The thing is that I only remember my past life in little pieces. There’s a piece here and there’s another piece over there. There are pieces of paper scattered everywhere on the floor of my brain. And there’s writing on those pieces of paper and if I could just gather them and put them all in order, I might be able to read the writing and get at a story that made sense.

I have these dreams. And in some of those dreams, I keep hitting myself.

Adam wants to know why I hit myself in my dreams.

“I probably did something wrong.”

“No,” he said. “You didn’t do anything wrong.”

Like he knows. I hate that he thinks he knows.

“Okay, Zach, if you did something wrong, tell me what it is. Make me a list—of all the things you did that were wrong.”

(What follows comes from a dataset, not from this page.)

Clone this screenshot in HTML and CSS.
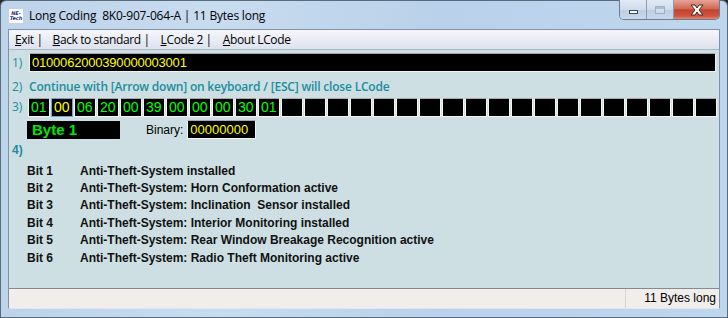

Shit. That could be a long list.

Adam’s trying to tell me that my thinking is all screwed-up. He says that it’s my addict who does all the thinking for me. My addict. Who the hell is that guy? Did I miss something? Okay, you don’t have to be a trained therapist to know that I am one screwed-up guy. But do I have to blame that on my addict self? I don’t even know if my addict self exists.

The way I see it, Adam is trying to get me to create more pieces of paper. Why would I want to do that? I wish I could get rid of all those pieces of paper, and I wish I could get rid of my dreams. And I wish to God I wasn’t living in this place full of people who are even more screwed-up than I am.

Okay, maybe they’re not all as screwed-up as I am, but, okay, okay, like Adam said, “It’s not a contest, Zach.” You know, all the people that the world screwed over, they’re all here. It makes me sad and it makes me sick. I mean, okay, let’s say we’re all going to get better. Let’s just pretend we will. Fine. Where are we going to go after we get all better? What are we going to do with all of our newfound healthy behaviors? Back out into the world that screwed us up and screwed us over. This does not sound promising.

I wish I didn’t have a heart that God wrote
Sad
on.

Some people think it’s all very cool to have a therapist. Me, I’m not into this.

Will somebody please just give me a dog?

-2-

I have this dream. I’m out in the desert with two of my friends, Antonio and Gloria. All three of us are in the middle of the desert and there’s an ocean right there in front of us. An ocean with real water. It’s so fantastic
and beautiful, and part of me just wants to jump into the water. But I don’t because I don’t know how to swim. But then I think that it would be okay to jump into the water anyway. I would drown. But it would be such a beautiful way to die.

God, it’s all so perfect and beautiful, the desert and the sky and the ocean.

Gloria’s long black hair is blowing in the breeze as she sits there and smokes pot and she has this look on her face that’s better than anything I’ve ever seen. She is as perfect as the sky or the clear blue water in the ocean or the desert sand we’re sitting on. She’s laughing. She’s so happy. She’s so happy that it breaks my heart. And Antonio, he’s as perfect as Gloria, with his green eyes that seem to swallow up everything around him. He is shooting up—which is his favorite thing to do. And he’s as happy as Gloria. He’s so, so happy.